The Interactive Fiction Competition (also known as IFComp) is one of several annual competitions for works of interactive fiction. It has been held since 1995. It is intended for fairly short games, as judges are only allowed to spend two hours playing a game before deciding how many points to award it. The competition has been described as the "Super Bowl" of interactive fiction.

Since 2016 it is operated by the Interactive Fiction Technology Foundation (IFTF).

Organization 
In 2016, operation of the competition was taken over by the Interactive Fiction Technology Foundation.

The lead organizer 2014-2017 was Jason McIntosh, and in 2018 it was Jacqueline Ashwell.

Categories 
Although the first competition had separate sections for Inform and TADS games, subsequent competitions have not been divided into sections and are open to games produced by any method, provided that the software used to play the game is freely available.
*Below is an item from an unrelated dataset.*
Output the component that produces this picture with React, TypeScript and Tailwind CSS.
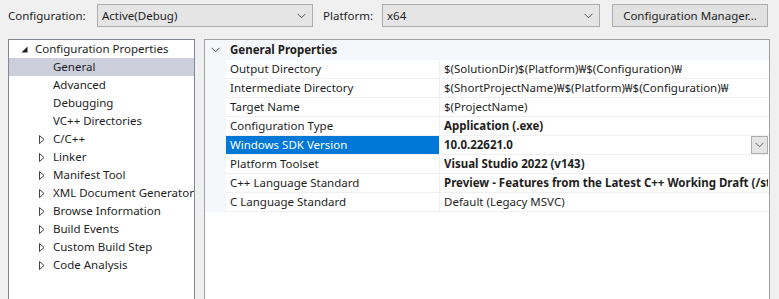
import React from 'react';

const font = { fontFamily: '"Noto Sans", "Noto Sans CJK KR", sans-serif' };

const Chevron: React.FC<{ className?: string }> = ({ className }) => (
  <svg width="9" height="6" viewBox="0 0 9 6" className={className}>
    <path d="M0.5 0.8 L4.5 4.8 L8.5 0.8" fill="none" stroke="currentColor" strokeWidth="1" />
  </svg>
);

const Combo: React.FC<{ value: string; width: string }> = ({ value, width }) => (
  <div className={`${width} h-[23px] flex items-center justify-between border border-[#adadad] bg-[#e5e5e5] pl-[4px] pr-[6px]`}>
    <span>{value}</span>
    <Chevron className="text-[#606060]" />
  </div>
);

const Collapsed = () => (
  <svg width="6" height="9" viewBox="0 0 6 9" className="text-[#404040]">
    <path d="M0.5 0.5 L5 4.5 L0.5 8.5 Z" fill="none" stroke="currentColor" strokeWidth="1" />
  </svg>
);

const Expanded = () => (
  <svg width="7" height="7" viewBox="0 0 7 7">
    <path d="M6.5 0.5 L6.5 6.5 L0.5 6.5 Z" fill="#1e1e1e" />
  </svg>
);

const treeItems: { label: string; expandable?: boolean }[] = [
  { label: 'General' },
  { label: 'Advanced' },
  { label: 'Debugging' },
  { label: 'VC++ Directories' },
  { label: 'C/C++', expandable: true },
  { label: 'Linker', expandable: true },
  { label: 'Manifest Tool', expandable: true },
  { label: 'XML Document Generator', expandable: true },
  { label: 'Browse Information', expandable: true },
  { label: 'Build Events', expandable: true },
  { label: 'Custom Build Step', expandable: true },
  { label: 'Code Analysis', expandable: true },
];

const rows: { name: string; value: string; bold?: boolean; selected?: boolean }[] = [
  { name: 'Output Directory', value: '$(SolutionDir)$(Platform)₩$(Configuration)₩' },
  { name: 'Intermediate Directory', value: '$(ShortProjectName)₩$(Platform)₩$(Configuration)₩' },
  { name: 'Target Name', value: '$(ProjectName)' },
  { name: 'Configuration Type', value: 'Application (.exe)', bold: true },
  { name: 'Windows SDK Version', value: '10.0.22621.0', bold: true, selected: true },
  { name: 'Platform Toolset', value: 'Visual Studio 2022 (v143)', bold: true },
  { name: 'C++ Language Standard', value: 'Preview - Features from the Latest C++ Working Draft (/std:c++latest)', bold: true },
  { name: 'C Language Standard', value: 'Default (Legacy MSVC)' },
];

export default function App() {
  return (
    <div className="w-[779px] h-[299px] bg-[#f0f0f0] overflow-hidden text-[11.5px] text-[#1e1e1e]" style={font}>
      {/* toolbar */}
      <div className="flex items-center h-[30px] pt-[1px] pl-[8px]">
        <span className="w-[89px]">Configuration:</span>
        <Combo value="Active(Debug)" width="w-[216px]" />
        <span className="ml-[10px] w-[59px]">Platform:</span>
        <Combo value="x64" width="w-[218px]" />
        <div className="ml-[12px] w-[156px] h-[23px] flex items-center justify-center border border-[#adadad] bg-[#e1e1e1]">
          Configuration Manager...
        </div>
      </div>

      <div className="flex mt-[9px] h-[270px]">
        {/* tree */}
        <div className="ml-[8px] w-[187px] shrink-0 h-full border border-[#828790] bg-white overflow-hidden">
          <div className="h-[18px] flex items-center pl-[12px] gap-[7px] whitespace-nowrap">
            <Expanded />
            <span>Configuration Properties</span>
          </div>
          {treeItems.map((item) => (
            <div
              key={item.label}
              className={`h-[18px] flex items-center whitespace-nowrap ${item.label === 'General' ? 'bg-[#cccedb]' : ''}`}
            >
              <div className="w-[44px] shrink-0 flex justify-end pr-[8px]">{item.expandable && <Collapsed />}</div>
              <span>{item.label}</span>
            </div>
          ))}
        </div>

        {/* property grid */}
        <div className="ml-[9px] w-[566px] shrink-0 h-full border border-[#a0a0a0] bg-white overflow-hidden">
          <div className="h-[20px] flex items-center bg-[#f5f7fa]">
            <div className="w-[21px] shrink-0 flex justify-center">
              <Chevron className="text-[#505050]" />
            </div>
            <span className="font-bold pl-[4px]">General Properties</span>
          </div>
          <div className="flex">
            <div className="w-[21px] shrink-0 bg-[#f5f7fa]" />
            <div className="flex-1 min-w-0">
              {rows.map((r) => (
                <div key={r.name} className="flex h-[19px] border-b border-[#f0f0f0]">
                  <div
                    className={`w-[214px] shrink-0 flex items-center pl-[4px] border-r border-[#f0f0f0] ${r.selected ? 'bg-[#0078d7] text-white' : ''}`}
                  >
                    {r.name}
                  </div>
                  <div className="flex-1 min-w-0 flex items-center pl-[4px] pr-[1px] overflow-hidden whitespace-nowrap">
                    <span className={`flex-1 min-w-0 overflow-hidden ${r.bold ? 'font-bold' : ''}`}>{r.value}</span>
                    {r.selected && (
                      <div className="w-[17px] h-[18px] shrink-0 flex items-center justify-center border border-[#adadad] bg-[#e5e5e5]">
                        <Chevron className="text-[#606060]" />
                      </div>
                    )}
                  </div>
                </div>
              ))}
            </div>
          </div>
        </div>
      </div>
    </div>
  );
}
In addition to the main competition, the entries take part in the Miss Congeniality contest, where the participating authors vote for three games (not including their own). This was started in 1998 to distribute that year's surplus prizes; this additional contest has remained unchanged since then, even without the original reason for its existence.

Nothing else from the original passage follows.